Chef Plascencia is an interesting cross between a ‘40s Mexican matinee idol and a ‘70s American rockstar. He’s credited for placing Baja Med cuisine on the map. Dressed in a crisp white shirt, jeans, polished Ray-Bans, and with a wide grin, he escorts me to the coveted table of his Jazamango restaurant. The open-air establishment has panoramic views of “la huerta” (the organic garden), and the smell of leña (firewood) and rosemary lingers in the air. We fall right into conversation while sipping on spicy tequila cocktails, locally made burrata and aguachile (similar to ceviche).

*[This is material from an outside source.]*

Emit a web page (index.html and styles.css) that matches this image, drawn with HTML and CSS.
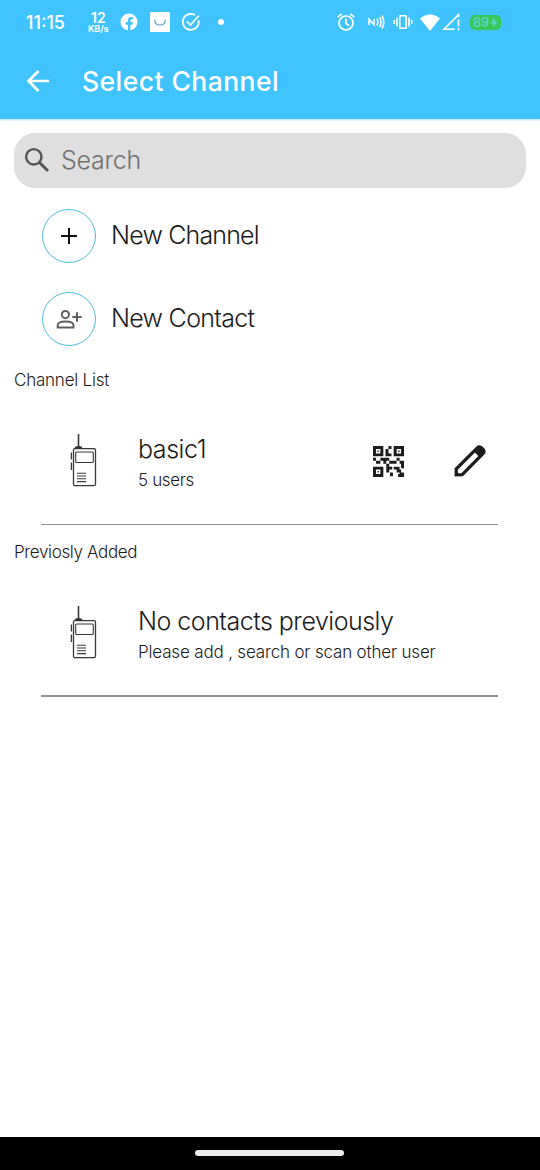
FILE: index.html
```html
<!DOCTYPE html>
<html lang="en">
<head>
<meta charset="utf-8">
<title>Select Channel</title>
<link rel="stylesheet" href="styles.css">
</head>
<body>
<svg class="defs" aria-hidden="true">
  <symbol id="radio" viewBox="0 0 32 56">
    <g fill="none" stroke="#383838" stroke-width="1.3">
      <path d="M8.500 1V14" stroke-width="1.600"/>
      <path d="M5.500 15.500v-1.200q3-1.400 6 0v1.200" fill="#303030"/>
      <rect x="3.500" y="15.700" width="22" height="37" rx="1.500"/>
      <rect x="5.700" y="19" width="17.600" height="10.500" rx="1" stroke-width="1.100"/>
      <path d="M1.400 19.500v7M1.400 29.500v7.500"/>
      <path d="M7 40.200h9M7 43h9M7 45.800h9M7 48.600h9" stroke-width="1.100"/>
    </g>
  </symbol>
</svg>
<header class="header">
  <div class="status">
    <span class="time">11:15</span>
    <span class="speed"><b>12</b><small>KB/s</small></span>
    <svg class="facebook" width="18" height="18" viewBox="0 0 18 18"><circle cx="9" cy="9" r="8.500" fill="#fff"/><path d="M8 18v-6.300H5.700V9H8V7.300Q8 4 11.200 4h1.600v2.300h-1.200q-1.200 0-1.200 1.200V9h2.400l-.4 2.700h-2V18z" fill="#40c4ff"/></svg>
    <svg class="shop" width="20" height="20" viewBox="0 0 20 20"><rect width="20" height="20" rx="1" fill="#fff"/><path d="M4.800 7.500v1q0 4.500 5.200 4.500t5.200-4.500v-1" fill="none" stroke="#5aa5c5" stroke-width="1.200"/></svg>
    <svg class="task" width="20" height="20" viewBox="0 0 20 20" fill="none" stroke="#fff" stroke-width="1.700"><path d="M14 3.100A8 8 0 1 0 17.600 8.300M5.800 9.400l3.600 3.700L17.800 3.700"/></svg>
    <i class="dot"></i>
    <svg class="alarm" width="20" height="20" viewBox="0 0 20 20" fill="none" stroke="#fff" stroke-width="1.700"><circle cx="10" cy="11" r="7"/><path d="M10 6.500v5l3 2M1.700 5.200l4-3.400M18.300 5.200l-4-3.400"/></svg>
    <svg class="nfc" width="18" height="16" viewBox="0 0 18 16" fill="none" stroke="#fff" stroke-width="1.600"><path d="M2 11V5.300l5 5.400V5M10 4.500q1.700 3.500 0 7M12.700 3q2.600 5 0 10M15 1.500q3.600 6.500 0 13"/></svg>
    <svg class="vibrate" width="20" height="16" viewBox="0 0 20 16" fill="none" stroke="#fff" stroke-width="1.600"><rect x="6.800" y="1.800" width="6.400" height="12.400" rx=".5"/><path d="M4 3.500v9M16 3.500v9M1.300 6v4M18.700 6v4"/></svg>
    <svg class="wifi" width="20" height="17" viewBox="0 0 20 17"><path d="M0 4.500Q10-3.700 20 4.500L10 17z" fill="#fff"/></svg>
    <svg class="signal" width="19" height="18" viewBox="0 0 19 18" fill="none" stroke="#fff" stroke-width="1.600"><path d="M12.500 16.200H2L16.500 1.700V4M16.500 6.500v7M16.500 15v2.500"/></svg>
    <span class="battery">89<svg width="8" height="11" viewBox="0 0 9 12"><path d="M6 0L0 7h4l-1 5 6-7H5z" fill="#5fd3c4"/></svg></span>
  </div>
  <div class="appbar">
    <svg class="back" width="24" height="24" viewBox="0 0 24 24" fill="none" stroke="#fff" stroke-width="2.700"><path d="M23 12H3M12.500 2L2.500 12l10 10"/></svg>
    <h1>Select Channel</h1>
  </div>
</header>
<main class="content">
  <div class="search">
    <svg width="26" height="26" viewBox="0 0 26 26" fill="none" stroke="#555"><circle cx="9.800" cy="9.800" r="7.700" stroke-width="2.400"/><path d="M15.500 15.500l8.500 8.500" stroke-width="3"/></svg>
    <span>Search</span>
  </div>
  <div class="action">
    <span class="circle"><svg width="18" height="18" viewBox="0 0 18 18"><path d="M9 1v16M1 9h16" stroke="#111" stroke-width="2"/></svg></span>
    <span class="label channel">New Channel</span>
  </div>
  <div class="action">
    <span class="circle"><svg width="26" height="20" viewBox="0 0 26 20" fill="none" stroke="#606060" stroke-width="2"><circle cx="9.400" cy="5.600" r="3.600"/><path d="M1.700 18.400v-2.200q0-3.700 7.900-3.700t7.900 3.700v2.200zM21 3.300v9.400M16.300 8h9.400"/></svg></span>
    <span class="label contact">New Contact</span>
  </div>
  <h2 class="list-title">Channel List</h2>
  <div class="row">
    <svg class="device" width="32" height="56"><use href="#radio"/></svg>
    <div class="copy"><div class="name basic">basic1</div><div class="sub users">5 users</div></div>
    <svg class="qr" width="31" height="31" viewBox="0 0 21 21" fill="#1c1c1c" fill-rule="evenodd"><path d="M0 0h7v7H0zM2 2v3h3V2zM14 0h7v7h-7zM16 2v3h3V2zM0 14h7v7H0zM2 16v3h3v-3z"/><path d="M3 3h1v1H3zM17 3h1v1h-1zM3 17h1v1H3zM10.500 0h2v2h-2zM8.500 2h2v3h2v2h-4zM0 8h2v2H0zM2 10h3v2H2zM5 8h6v2H9v2H7v-2H5zM11 10h5v2h-5zM16 8h2v2h-2zM18 10h3v5h-2v-3h-1zM9 12h2v2h2v2h-2v2H9zM14 14h4v2h1v2h2v3h-4v-2h1v-1h-2v-2h-2zM11.500 18h2v2.500h-2z"/></svg>
    <svg class="pencil" width="32" height="32" viewBox="0 0 32 32"><path d="M2.200 29.800V24L23.300 2.900q2-2 4.500.3l1.200 1.200q2 2.200 0 4.300L8.200 29.700z" fill="#fff" stroke="#1c1c1c" stroke-width="3.200"/><path d="M19.500 6l4.500-4.500h4L31 4.500V8l-5 4.800zM1 31v-6l6 6z" fill="#1c1c1c"/></svg>
  </div>
  <h2 class="list-title previous">Previosly Added</h2>
  <div class="row last">
    <svg class="device" width="32" height="56"><use href="#radio"/></svg>
    <div class="copy"><div class="name none">No contacts previously</div><div class="sub please">Please add , search or scan other user</div></div>
  </div>
</main>
<footer class="navbar"><i></i></footer>
</body>
</html>
```
FILE: styles.css
```css
* { box-sizing: border-box; }
body { margin: 0; width: 540px; height: 1170px; display: flex; flex-direction: column; background: #fff; color: #1b1b1b; font-family: Inter, Roboto, sans-serif; font-weight: 340; white-space: nowrap; overflow: hidden; }
svg { flex: none; display: block; }
.defs { position: absolute; width: 0; height: 0; }
.header { height: 119px; background: #40c4ff; color: #fff; box-shadow: 0 1px 2px #b5dcf5; }
.status { display: flex; align-items: center; height: 44px; padding-left: 26px; }
.time { width: 62px; font-size: 18px; font-weight: 500; }
.speed { width: 33px; display: flex; flex-direction: column; }
.speed b { font-size: 14px; font-weight: 600; line-height: 13px; padding-left: 3px; }
.speed small { font-size: 9px; font-weight: 700; line-height: 9px; letter-spacing: -.1px; }
.facebook { margin-left: -1px; }
.shop { margin-left: 12px; }
.task { margin-left: 11px; }
.dot { width: 6px; height: 6px; margin-left: 17px; border-radius: 50%; background: #fff; }
.alarm { margin-left: 112px; }
.nfc { margin-left: 11px; }
.vibrate { margin-left: 8px; }
.wifi { margin-left: 7px; }
.signal { margin-left: 2px; }
.battery { display: flex; align-items: center; justify-content: center; gap: 1px; width: 31px; height: 15px; margin-left: 9px; border-radius: 5px; background: #37c85a; color: #5fd3c4; font-size: 12.5px; font-weight: 600; }
.appbar { display: flex; align-items: center; height: 73px; padding-left: 26px; }
h1 { margin: 0 0 0 32px; font-size: 26.5px; font-weight: 500; letter-spacing: .45px; }
.content { flex: 1; padding: 14px 14px 0; }
.search { display: flex; align-items: center; height: 55px; margin-bottom: 6px; padding-left: 10px; border-radius: 21px; background: #dfdfdf; color: #707070; font-size: 25px; }
.search span { margin: 0 0 2px 11px; letter-spacing: -.25px; }
.search svg { margin-bottom: 2px; }
.action { display: flex; align-items: center; height: 83px; padding-left: 28px; }
.circle { display: grid; place-items: center; width: 54px; height: 54px; border: 1px solid #52bce0; border-radius: 50%; }
.label { margin: 0 0 1px 15px; font-size: 25px; }
.channel { letter-spacing: -.82px; }
.contact { letter-spacing: -.7px; }
.list-title { height: 22px; margin: 9px 0 0; font-size: 17px; line-height: 22px; font-weight: 340; letter-spacing: -.22px; }
.row { display: flex; width: 457px; height: 134px; margin-left: 27px; border-bottom: 1px solid #929292; }
.device { margin: 42px 0 0 29px; }
.copy { width: 232px; margin: 41px 0 0 36px; }
.name { height: 34px; font-size: 25px; line-height: 34px; }
.basic { letter-spacing: -.45px; }
.none { letter-spacing: -.5px; }
.sub { margin-top: 3px; font-size: 17px; line-height: 22px; }
.users { letter-spacing: -.35px; }
.please { letter-spacing: -.17px; }
.qr { margin: 55px 0 0 3px; }
.pencil { margin: 54px 0 0 50px; }
.previous { margin-top: 16px; letter-spacing: -.35px; }
.last { border-bottom-width: 2px; }
.navbar { display: flex; justify-content: center; height: 33px; padding-right: 1px; background: #000; }
.navbar i { width: 149px; height: 6px; margin-top: 13px; border-radius: 3px; background: #ececec; }
```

Jazamango is legit farm-to-table — the restaurant’s garden is the source of 70% of the food served. It’s what Chef Plascencia, along with other chefs from the region are working toward: true sustainability. We discuss music, his upbringing in San Diego, and his next travel plans before he motions the waiter over. “Bring the grasshoppers,” he announces. I don’t mutter a word, and find myself mimicking his actions. Grabbing the tiny grasshoppers, I sprinkle them on my fresh-caught fish, and go in for the bite. There’s a nice crunch to them with a pop of lemon that follows. They’re so unexpectedly good, I grab more of the little buggers. As the day ends, and the sun begins to set, I realize when I embarked on my adventure in Cabo, eating insects wasn’t part of the deal. But then I remember, it’s not every day a gal gets to visit a “magical town” to enjoy lunch al fresco with a famed chef — I can give or take a few grasshoppers!